A principal base desta atuação é o desenvolvimento de competências de agentes públicos para o processo de criação de políticas públicas inovadoras e inclusivas. Estas competências estão ancoradas em habilidades e atitudes como Facilitação Criativa, Prototipagem, Pensamento Sistêmico, Intraempreendedorismo, Curiosidade, Imaginação, Agilidade, Foco em resultados, Resiliência, Coragem, Reflexão e Empatia. Como parte desta capacitação, os agentes são estimulados a criar políticas baseadas em necessidades reais da sociedade, prototipá-las e articular sua implementação.

Em uma das capacitações realizadas, um time de agentes públicos de entidades como Fundação de Apoio ao Desenvolvimento do Ensino, Ciência e Inovação do Mato Grosso do Sul (Fundect), Escola de Governo de Goiás, Conselho Nacional de Desenvolvimento Científico e Tecnológico (CNPq), Financiadora de Estudos e Projetos (FINEP) e Banco de Desenvolvimento de Minas Gerais (BDMG), se concentrou no desafio de “Fortalecer a Interação Universidade Empresa”. Como solução, propuseram um programa que envolve estudantes de graduação em projetos de pesquisa e desenvolvimento em que colaboram com pesquisadores e empresas.

Aprendizados, navegando as políticas públicas de inovação

Os exemplos acima mostram que mais importante do que seguir uma sequência infalível de manobras do timão do navio para mudar sua direção em alto-mar é como essas decisões de rumo são executadas, como elas respondem às variáveis condições do mar e dos ventos.
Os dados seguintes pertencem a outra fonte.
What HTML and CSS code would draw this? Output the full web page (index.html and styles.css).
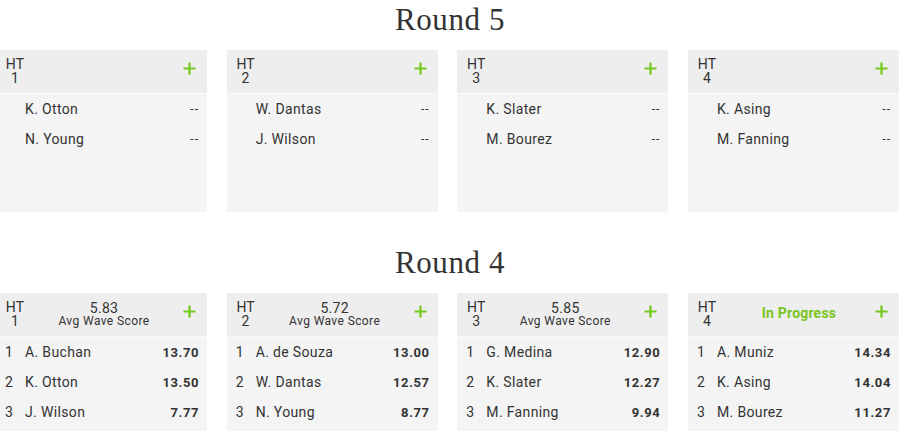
FILE: index.html
```html
<!DOCTYPE html>
<html>
<head>
<meta charset="utf-8">
<link rel="stylesheet" href="styles.css">
</head>
<body>
<section class="round">
  <h2 class="round-title">Round 5</h2>
  <div class="heats">
    <div class="heat">
      <div class="heat-head"><div class="ht"><div>HT</div><div>1</div></div><div class="mid"></div><svg class="plus" viewBox="0 0 14 14"><path d="M7 0.5V13.5M0.5 7H13.5"/></svg></div>
      <div class="heat-body tall">
        <div class="row"><span class="rank"></span><span class="name">K. Otton</span><span class="score light">--</span></div>
        <div class="row"><span class="rank"></span><span class="name">N. Young</span><span class="score light">--</span></div>
      </div>
    </div>
    <div class="heat">
      <div class="heat-head"><div class="ht"><div>HT</div><div>2</div></div><div class="mid"></div><svg class="plus" viewBox="0 0 14 14"><path d="M7 0.5V13.5M0.5 7H13.5"/></svg></div>
      <div class="heat-body tall">
        <div class="row"><span class="rank"></span><span class="name">W. Dantas</span><span class="score light">--</span></div>
        <div class="row"><span class="rank"></span><span class="name">J. Wilson</span><span class="score light">--</span></div>
      </div>
    </div>
    <div class="heat">
      <div class="heat-head"><div class="ht"><div>HT</div><div>3</div></div><div class="mid"></div><svg class="plus" viewBox="0 0 14 14"><path d="M7 0.5V13.5M0.5 7H13.5"/></svg></div>
      <div class="heat-body tall">
        <div class="row"><span class="rank"></span><span class="name">K. Slater</span><span class="score light">--</span></div>
        <div class="row"><span class="rank"></span><span class="name">M. Bourez</span><span class="score light">--</span></div>
      </div>
    </div>
    <div class="heat">
      <div class="heat-head"><div class="ht"><div>HT</div><div>4</div></div><div class="mid"></div><svg class="plus" viewBox="0 0 14 14"><path d="M7 0.5V13.5M0.5 7H13.5"/></svg></div>
      <div class="heat-body tall">
        <div class="row"><span class="rank"></span><span class="name">K. Asing</span><span class="score light">--</span></div>
        <div class="row"><span class="rank"></span><span class="name">M. Fanning</span><span class="score light">--</span></div>
      </div>
    </div>
  </div>
</section>

<section class="round second">
  <h2 class="round-title">Round 4</h2>
  <div class="heats">
    <div class="heat">
      <div class="heat-head"><div class="ht"><div>HT</div><div>1</div></div><div class="mid"><div class="avg">5.83</div><div class="avg-label">Avg Wave Score</div></div><svg class="plus" viewBox="0 0 14 14"><path d="M7 0.5V13.5M0.5 7H13.5"/></svg></div>
      <div class="heat-body">
        <div class="row"><span class="rank">1</span><span class="name">A. Buchan</span><span class="score">13.70</span></div>
        <div class="row"><span class="rank">2</span><span class="name">K. Otton</span><span class="score">13.50</span></div>
        <div class="row"><span class="rank">3</span><span class="name">J. Wilson</span><span class="score">7.77</span></div>
      </div>
    </div>
    <div class="heat">
      <div class="heat-head"><div class="ht"><div>HT</div><div>2</div></div><div class="mid"><div class="avg">5.72</div><div class="avg-label">Avg Wave Score</div></div><svg class="plus" viewBox="0 0 14 14"><path d="M7 0.5V13.5M0.5 7H13.5"/></svg></div>
      <div class="heat-body">
        <div class="row"><span class="rank">1</span><span class="name">A. de Souza</span><span class="score">13.00</span></div>
        <div class="row"><span class="rank">2</span><span class="name">W. Dantas</span><span class="score">12.57</span></div>
        <div class="row"><span class="rank">3</span><span class="name">N. Young</span><span class="score">8.77</span></div>
      </div>
    </div>
    <div class="heat">
      <div class="heat-head"><div class="ht"><div>HT</div><div>3</div></div><div class="mid"><div class="avg">5.85</div><div class="avg-label">Avg Wave Score</div></div><svg class="plus" viewBox="0 0 14 14"><path d="M7 0.5V13.5M0.5 7H13.5"/></svg></div>
      <div class="heat-body">
        <div class="row"><span class="rank">1</span><span class="name">G. Medina</span><span class="score">12.90</span></div>
        <div class="row"><span class="rank">2</span><span class="name">K. Slater</span><span class="score">12.27</span></div>
        <div class="row"><span class="rank">3</span><span class="name">M. Fanning</span><span class="score">9.94</span></div>
      </div>
    </div>
    <div class="heat">
      <div class="heat-head"><div class="ht"><div>HT</div><div>4</div></div><div class="mid"><div class="progress">In Progress</div></div><svg class="plus" viewBox="0 0 14 14"><path d="M7 0.5V13.5M0.5 7H13.5"/></svg></div>
      <div class="heat-body">
        <div class="row"><span class="rank">1</span><span class="name">A. Muniz</span><span class="score">14.34</span></div>
        <div class="row"><span class="rank">2</span><span class="name">K. Asing</span><span class="score">14.04</span></div>
        <div class="row"><span class="rank">3</span><span class="name">M. Bourez</span><span class="score">11.27</span></div>
      </div>
    </div>
  </div>
</section>
</body>
</html>
```

FILE: styles.css
```css
html, body {
  margin: 0;
  padding: 0;
  background: #ffffff;
  overflow: hidden;
}
body {
  font-family: Roboto, "Liberation Sans", sans-serif;
  color: #333333;
  width: 900px;
  height: 431px;
}
.round-title {
  margin: 0 0 10px 0;
  height: 40px;
  line-height: 40px;
  text-align: center;
  font-family: "Liberation Serif", "DejaVu Serif", serif;
  font-weight: normal;
  font-size: 31px;
  letter-spacing: 0.6px;
  color: #333333;
}
.second {
  margin-top: 31px;
}
.heats {
  display: grid;
  grid-template-columns: repeat(4, 211px);
  column-gap: 19.67px;
  margin-left: -4px;
  width: 903px;
}
.heat {
  display: flex;
  flex-direction: column;
}
.heat-head {
  height: 43px;
  background: #eeeeee;
  display: flex;
  align-items: center;
  padding: 0 11px 0 9px;
  border-bottom: 1px solid #fafafa;
}
.ht {
  font-size: 14px;
  line-height: 14px;
  text-align: center;
  width: 20px;
  letter-spacing: 0.2px;
  margin-top: -1px;
}
.mid {
  flex: 1;
  text-align: center;
}
.avg {
  font-size: 14px;
  line-height: 13px;
  letter-spacing: 0.3px;
}
.avg-label {
  font-size: 12px;
  line-height: 13px;
  letter-spacing: 0.4px;
}
.progress {
  color: #7ac520;
  font-weight: bold;
  font-size: 14px;
  letter-spacing: 0.2px;
  padding-left: 6px;
  margin-top: -4px;
}
.plus {
  width: 13px;
  height: 13px;
  margin-top: -7px;
}
.plus path {
  stroke: #76c81c;
  stroke-width: 2.4;
  fill: none;
}
.heat-body {
  background: #f4f4f4;
  height: 100px;
}
.heat-body.tall {
  height: 118px;
}
.row {
  height: 30px;
  display: flex;
  align-items: center;
  padding: 0 8px 0 9px;
  font-size: 14px;
  letter-spacing: 0.35px;
}
.rank {
  width: 20px;
}
.name {
  flex: 1;
}
.score {
  font-weight: bold;
  font-size: 13px;
  letter-spacing: 0.6px;
}
.score.light {
  font-weight: normal;
  font-size: 12px;
  letter-spacing: 1px;
}
```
Pensando no contexto de um país, estado ou município desenvolvendo políticas públicas de inovação, mais importante que seguir uma cartilha pré-determinada de instrumentos de políticas de inovação é quem participa e tem seus interesses representados nelas, e como as novas capabilidades geradas pela implementação dessas políticas se multiplicam, se adaptam e se difundem na sociedade ao longo do tempo, contagiando os agentes do setor público, privado e da sociedade civil.

Navegar as políticas públicas de inovação é preciso. Desenhá-las e implementá-las é impreciso — e requer planejamento estratégico aliado a muito trabalho em conjunto, criatividade e agilidade para adaptação às realidades de espaço e de tempo.